• GIVEN INSTRUCTION
Search the data for the string "image" and extract every line where it appears.

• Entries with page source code
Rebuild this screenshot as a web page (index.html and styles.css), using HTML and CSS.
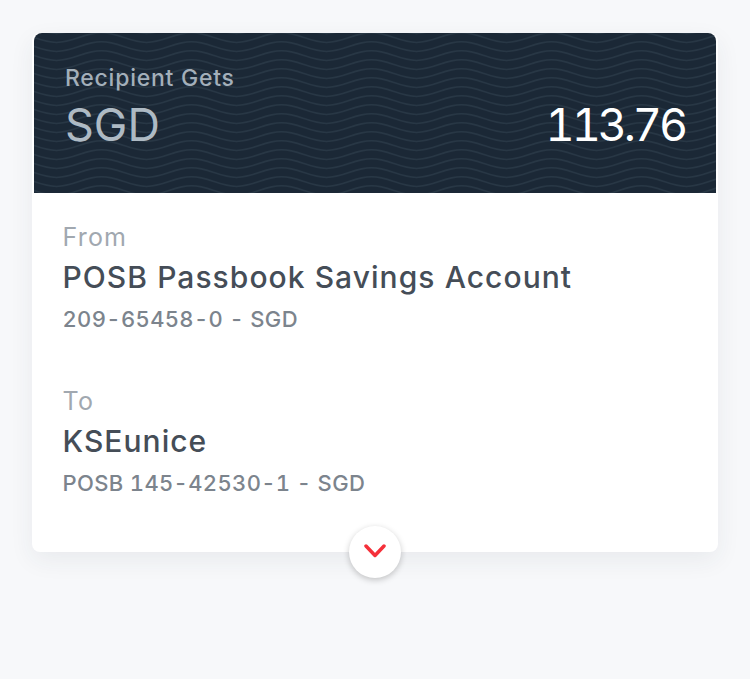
FILE: index.html
```html
<!DOCTYPE html>
<html lang="en">
<head>
  <meta charset="UTF-8" />
  <meta name="viewport" content="width=device-width, initial-scale=1" />
  <title>Transfer Review</title>
  <link rel="stylesheet" href="styles.css">
</head>
<body>

  <div class="card">
    <div class="summary">
      <div class="summary-label">Recipient Gets</div>
      <div class="summary-row">
        <span class="currency">SGD</span>
        <span class="amount">113.76</span>
      </div>
    </div>

    <div class="details">
      <div class="party">
        <div class="party-label">From</div>
        <div class="party-name">POSB Passbook Savings Account</div>
        <div class="party-account">209-65458-0 - SGD</div>
      </div>
      <div class="party">
        <div class="party-label">To</div>
        <div class="party-name">KSEunice</div>
        <div class="party-account">POSB 145-42530-1 - SGD</div>
      </div>
    </div>

    <button class="expand" type="button" aria-label="Show more">
      <svg width="24" height="14" viewBox="0 0 24 14">
        <path d="M3 2 L12 11.5 L21 2" fill="none" stroke="#f5303a" stroke-width="3.5" stroke-linecap="round" stroke-linejoin="round" />
      </svg>
    </button>
  </div>

</body>
</html>
```

FILE: styles.css
```css
* {
  box-sizing: border-box;
}
html, body {
  height: 679px;
}
body {
  font-family: Inter, "Liberation Sans", sans-serif;
  font-variant-numeric: tabular-nums;
  background: #f7f8fa;
  margin: 0;
  padding: 33px 32px 0;
}
.card {
  position: relative;
  height: 519px;
  background: white;
  border-radius: 8px;
  box-shadow: 0 8px 24px rgba(40,50,70,0.07);
}
.summary {
  height: 160px;
  margin: 0 2px;
  padding: 32px 31px 0;
  border-radius: 8px 8px 0 0;
  background-color: #1b2836;
  background-image: url("data:image/svg+xml,%3Csvg xmlns='http://www.w3.org/2000/svg' width='90' height='9'%3E%3Cg fill='none' stroke='%23283745' stroke-width='1.5'%3E%3Cpath d='M-45 -4.5 C-27 -11 -18 -11 0 -4.5 S27 2 45 -4.5 S72 -11 90 -4.5 S117 2 135 -4.5'/%3E%3Cpath d='M-45 4.5 C-27 -2 -18 -2 0 4.5 S27 11 45 4.5 S72 -2 90 4.5 S117 11 135 4.5'/%3E%3Cpath d='M-45 13.5 C-27 7 -18 7 0 13.5 S27 20 45 13.5 S72 7 90 13.5 S117 20 135 13.5'/%3E%3C/g%3E%3C/svg%3E");
}
.summary-label {
  font-size: 23px;
  line-height: 26px;
  font-weight: 500;
  letter-spacing: 0.75px;
  color: #a3afba;
}
.summary-row {
  display: flex;
  justify-content: space-between;
  align-items: center;
  margin-top: 7px;
  font-size: 45px;
  line-height: 54px;
}
.currency {
  color: #aebac4;
}
.amount {
  letter-spacing: -3.1px;
  color: white;
}
.details {
  padding: 28px 30.5px 0;
}
.party {
  margin-bottom: 52px;
}
.party-label {
  font-size: 25px;
  line-height: 32px;
  letter-spacing: 1.2px;
  color: #a1a8b0;
}
.party-name {
  margin-top: 6px;
  font-size: 30px;
  line-height: 36px;
  font-weight: 500;
  letter-spacing: 1.05px;
  color: #454d57;
}
.party-account {
  margin-top: 10px;
  font-size: 22px;
  line-height: 28px;
  font-weight: 500;
  letter-spacing: 0.35px;
  color: #7c848d;
}
.expand {
  position: absolute;
  left: 317px;
  bottom: -26px;
  width: 52px;
  height: 52px;
  padding: 0 0 2px;
  display: flex;
  align-items: center;
  justify-content: center;
  border: none;
  border-radius: 50%;
  background: white;
  box-shadow: 0 2px 6px rgba(0,0,0,0.22);
}
```
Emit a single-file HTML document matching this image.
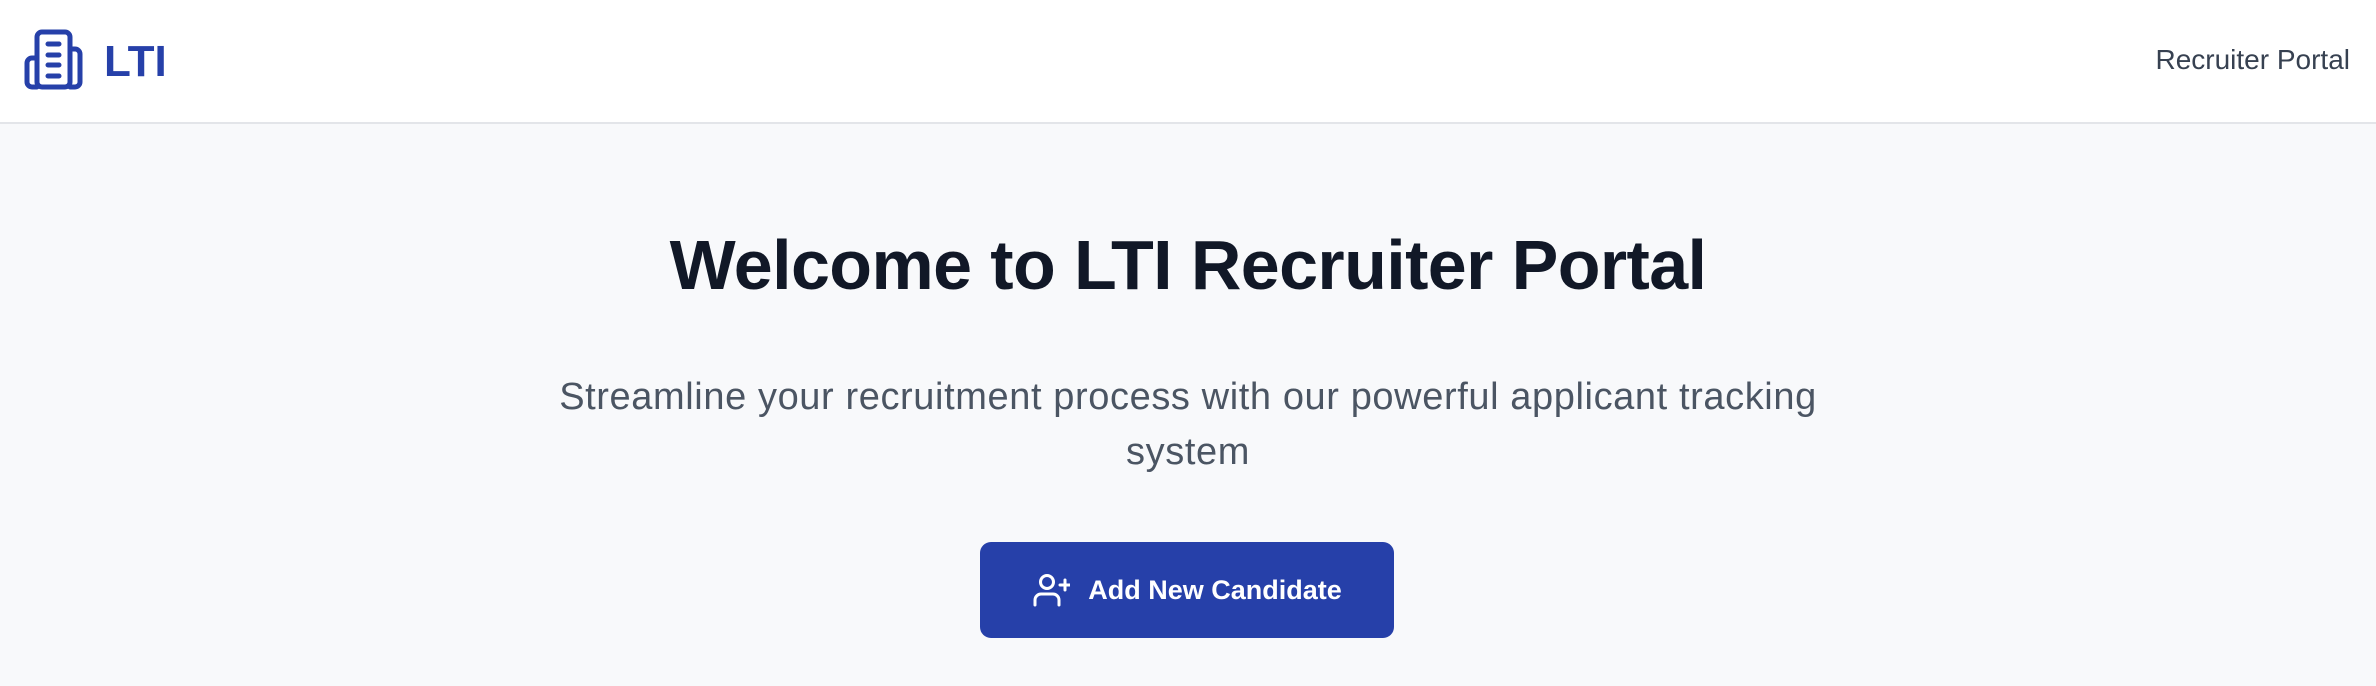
<!DOCTYPE html>
<html><head><style>
*{margin:0;padding:0;box-sizing:border-box}
body{width:2376px;height:686px;background:#f8f9fb;font-family:"Liberation Sans",Arial,sans-serif;position:relative;overflow:hidden}
.hdr{position:absolute;left:0;top:0;width:2376px;height:124px;background:#fff;border-bottom:2px solid #e3e5e9}
.logo{position:absolute;left:24px;top:28px}
.lti{position:absolute;left:104px;top:36px;font-size:44px;font-weight:bold;color:#2640a9;line-height:52px}
.rp{position:absolute;right:26px;top:43px;font-size:28px;color:#374151;line-height:34px}
h1{position:absolute;left:0;width:2376px;top:223px;text-align:center;font-size:70px;font-weight:bold;color:#111827;line-height:84px;letter-spacing:-0.6px}
.sub{position:absolute;left:0;width:2376px;top:370px;text-align:center;font-size:38px;color:#4b5563;line-height:55px;letter-spacing:0.6px}
.btn{position:absolute;left:980px;top:542px;width:414px;height:96px;background:#2640a9;border-radius:11px;color:#fff;font-size:27px;font-weight:bold;display:flex;align-items:center;justify-content:center;gap:18px}
</style></head><body>
<div class="hdr">
<svg class="logo" width="62" height="64" viewBox="0 0 62 64" fill="none" stroke="#2640a9" stroke-width="5" stroke-linecap="round" stroke-linejoin="round">
<rect x="13" y="4" width="33" height="55" rx="5"/>
<path d="M13 30H8a5 5 0 0 0-5 5v19a5 5 0 0 0 5 5h5M46 21h5a5 5 0 0 1 5 5v28a5 5 0 0 1-5 5h-5"/>
<path d="M24 16h11M24 27h11M24 37h11M24 48h11"/>
</svg>
<div class="lti">LTI</div>
<div class="rp">Recruiter Portal</div>
</div>
<h1>Welcome to LTI Recruiter Portal</h1>
<div class="sub">Streamline your recruitment process with our powerful applicant tracking<br>system</div>
<div class="btn"><svg width="38" height="36" viewBox="0 0 38 36" fill="none" stroke="#fff" stroke-width="3" stroke-linecap="round"><circle cx="15" cy="10" r="6.5"/><path d="M3 33v-5a6 6 0 0 1 6-6h12a6 6 0 0 1 6 6v5M33 8v10M28 13h10"/></svg><span>Add New Candidate</span></div>
</body></html>
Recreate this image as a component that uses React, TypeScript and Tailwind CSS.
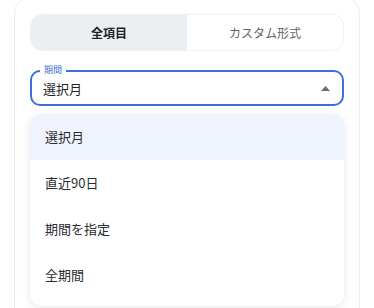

• OUTPUT BELOW
  background-image: url("data:image/svg+xml,%3Csvg xmlns='http://www.w3.org/2000/svg' width='90' height='9'%3E%3Cg fill='none' stroke='%23283745' stroke-width='1.5'%3E%3Cpath d='M-45 -4.5 C-27 -11 -18 -11 0 -4.5 S27 2 45 -4.5 S72 -11 90 -4.5 S117 2 135 -4.5'/%3E%3Cpath d='M-45 4.5 C-27 -2 -18 -2 0 4.5 S27 11 45 4.5 S72 -2 90 4.5 S117 11 135 4.5'/%3E%3Cpath d='M-45 13.5 C-27 7 -18 7 0 13.5 S27 20 45 13.5 S72 7 90 13.5 S117 20 135 13.5'/%3E%3C/g%3E%3C/svg%3E");
Emit a single-file HTML document matching this image.
Recreate this image as a component that uses React, TypeScript and Tailwind CSS.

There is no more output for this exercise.